Thank you Tony and Chhavi for your continued support and work to change the industry. It means a lot to me.

Keeping DEIA in front of us every day is so important. Thank you for rolling up your insights from 2022. Elevating this work as part of conference programs is a great thing… when people bring the conversations into their organizations. In 2023, C4DISC is sponsoring an industry-wide look at Workplace Equity. We will follow up the original 2018 survey that benchmarked demographics and perceptions around topics of DEI. By the end of this year, we’ll see whether there are real and perceived changes for the better…or worse. By then, I hope there will also be some justice for the families of Keenan Anderson and Tyre Nichols. Say their names.
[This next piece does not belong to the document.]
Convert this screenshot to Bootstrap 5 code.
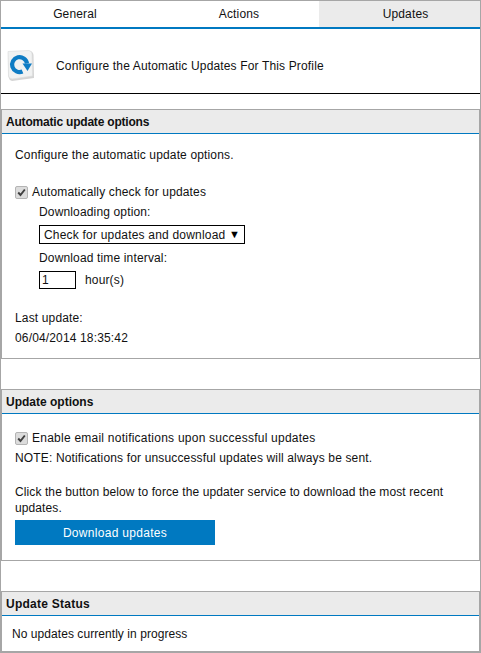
<!DOCTYPE html>
<html lang="en">
<head>
    <meta charset="UTF-8">
    <title>Updates</title>
    <meta name="viewport" content="width=device-width, initial-scale=1">
    <link href="https://cdn.jsdelivr.net/npm/bootstrap@5.3.2/dist/css/bootstrap.min.css" rel="stylesheet">
    <style>
        html, body { height: 653px; overflow: hidden; }
        body { font-family: "Liberation Sans", Arial, sans-serif; font-size: 12px; line-height: 20px; letter-spacing: .15px; color: #111; background: #fff; }
        .shell { height: 653px; border: 1px solid #a6a6a6; }
        .tabbar { border-bottom: 2px solid #0079c1; height: 28px; }
        .tabbar a { height: 26px; line-height: 26px; text-align: center; color: #111; text-decoration: none; }
        .tab-one { width: 158px; padding-right: 10px; }
        .tab-two { width: 160px; }
        .tab-three { flex-grow: 1; padding-left: 12px; background: #ebebeb; }
        .pagehead { height: 65px; border-bottom: 1px solid #000; padding: 9px 0 0 6px; margin-bottom: 15px; }
        .pagehead svg { margin-right: 21px; }
        .sect { border: 1px solid #a6a6a6; }
        .sect-head { height: 24px; line-height: 24px; padding-left: 4px; background: #ebebeb; border-bottom: 1px solid #0079c1; font-weight: 700; letter-spacing: 0; color: #111; }
        .head-tight { letter-spacing: -.2px; }
        .head-wide { letter-spacing: .25px; }
        .sect-one { height: 250px; margin-bottom: 30px; }
        .sect-two { height: 172px; margin-bottom: 30px; }
        .sect-three { height: 61px; }
        .sect-body { padding-left: 13px; padding-right: 13px; }
        .intro { padding-top: 11px; }
        .check-row { margin-top: 17px; }
        .check-row-two { margin-top: 14px; }
        .chk { appearance: none; width: 13px; height: 13px; margin: 0 4px 0 0; flex: none; border: 1px solid #b4b4b4; border-radius: 2px; background: #dcdcdc url("data:image/svg+xml,%3Csvg xmlns='http://www.w3.org/2000/svg' viewBox='0 0 11 11'%3E%3Cpath d='M2.200 5.500 L4.500 8 L8.800 2.500' fill='none' stroke='%23404040' stroke-width='1.900'/%3E%3C/svg%3E") center / 11px 11px no-repeat; }
        .indent { padding-left: 24px; }
        .pick-wrap { width: 206px; margin-top: 3px; }
        .pick-wrap::after { content: "\25BC"; position: absolute; right: 5px; top: 0; font-size: 11px; line-height: 18px; color: #000; pointer-events: none; }
        .pick { width: 206px; height: 19px; padding: 1px 4px 0; font-size: 12px; line-height: 17px; letter-spacing: .2px; color: #111; border: 1px solid #000; border-radius: 0; background-image: none; }
        .interval { margin-top: 4px; }
        .hours-row { margin-top: 2px; }
        .hours { width: 37px; height: 18px; padding: 0 2px; font-size: 12px; color: #111; border: 1px solid #000; border-radius: 0; }
        .hours-unit { margin-left: 9px; }
        .last-update { margin-top: 18px; }
        .wide-text { letter-spacing: .24px; }
        .force-text { margin-top: 16px; line-height: 16px; letter-spacing: .1px; }
        .dl-btn { width: 200px; height: 25px; margin-top: 4px; padding: 1px 0 0; font-size: 12px; line-height: 24px; letter-spacing: .3px; color: #fff; background: #0079c1; border: 0; border-radius: 0; }
        .dl-btn:hover { background: #0079c1; color: #fff; }
        .status-text { padding-top: 8px; padding-left: 10px; letter-spacing: .06px; }
    </style>
</head>
<body>

    <div class="shell">
        <div class="tabbar d-flex">
            <a href="#" class="tab-one">General</a>
            <a href="#" class="tab-two">Actions</a>
            <a href="#" class="tab-three">Updates</a>
        </div>

        <div class="pagehead d-flex align-items-center">
            <svg width="28" height="32" viewBox="0 0 28 32">
                <path d="M1 2 L23 1 Q26 1.500 26.500 5 L27 28 L5 31 Q2 30 1.500 27 Z" fill="#d4d4d4"/>
                <path d="M1 1.500 L22 .5 Q25 1 25 4 L25.500 26 L5 29 Q2 28.500 1.500 26 Z" fill="#f1f2f2" stroke="#dcdede" stroke-width="0.700"/>
                <path d="M15.500 21.500 A7.500 7.500 0 1 1 20 13.500" fill="none" stroke="#0f7cc4" stroke-width="4.200"/>
                <path d="M15.500 13.500 L25 13.500 L20.500 21 Z" fill="#0f7cc4"/>
            </svg>
            <span>Configure the Automatic Updates For This Profile</span>
        </div>

        <!-- Automatic update options -->
        <div class="sect sect-one">
            <div class="sect-head head-tight">Automatic update options</div>
            <div class="sect-body">
                <div class="intro">Configure the automatic update options.</div>
                <div class="d-flex align-items-center check-row">
                    <input type="checkbox" class="chk" checked disabled>
                    <span>Automatically check for updates</span>
                </div>
                <div class="indent">
                    <div>Downloading option:</div>
                    <div class="pick-wrap position-relative">
                        <select class="form-select pick">
                            <option>Check for updates and download</option>
                        </select>
                    </div>
                    <div class="interval">Download time interval:</div>
                    <div class="d-flex align-items-center hours-row">
                        <input type="text" class="form-control hours" value="1">
                        <span class="hours-unit">hour(s)</span>
                    </div>
                </div>
                <div class="last-update">Last update:</div>
                <div>06/04/2014 18:35:42</div>
            </div>
        </div>

        <!-- Update options -->
        <div class="sect sect-two">
            <div class="sect-head">Update options</div>
            <div class="sect-body">
                <div class="d-flex align-items-center check-row-two">
                    <input type="checkbox" class="chk" checked disabled>
                    <span class="wide-text">Enable email notifications upon successful updates</span>
                </div>
                <div>NOTE: Notifications for unsuccessful updates will always be sent.</div>
                <div class="force-text">Click the button below to force the updater service to download the most recent updates.</div>
                <button type="button" class="btn dl-btn d-block">Download updates</button>
            </div>
        </div>

        <!-- Update Status -->
        <div class="sect sect-three">
            <div class="sect-head head-wide">Update Status</div>
            <div class="sect-body status-text">No updates currently in progress</div>
        </div>
    </div>

    <script src="https://cdn.jsdelivr.net/npm/bootstrap@5.3.2/dist/js/bootstrap.bundle.min.js"></script>
</body>
</html>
Agreed; thank you for sharing these updates, Anne! There’s much that still needs to be done. The upcoming Workplace Equity survey will help us assess the changes to make the scholarly publishing space more equitable 🙏

Thank you Anne, I look forward to the update from C4DISC and I appreciate all the work done by C4DISC to date. I can only hope we get justice for Keenan Anderson, Tyre Nichols and those who have since lost their lives in brutal conditions.

and then more news today out of Richmond, VA… you’re right to point out the brutality doesn’t stop.

Apologies it took me18 days to read this post; long reading queue! Just back from ER&L 2023 and a thorough walk through the exhibit space and through the event and presentation spaces made clear our hiring across the industry has not changed in the past three years. DEIB initiatives will have “worked” and have “teeth” when the faces in our gatherings reflect the faces in our broad society and when the performance measures across our organizations penalize leaders for not making their organizations reflect the broader society.

Agreed David, thanks for taking the time to read. We do need to see a change in the faces of the industry to change how we are taking on DEIB and I encourage the industry and organisations in it to hold themselves accountable with what is and isn’t working.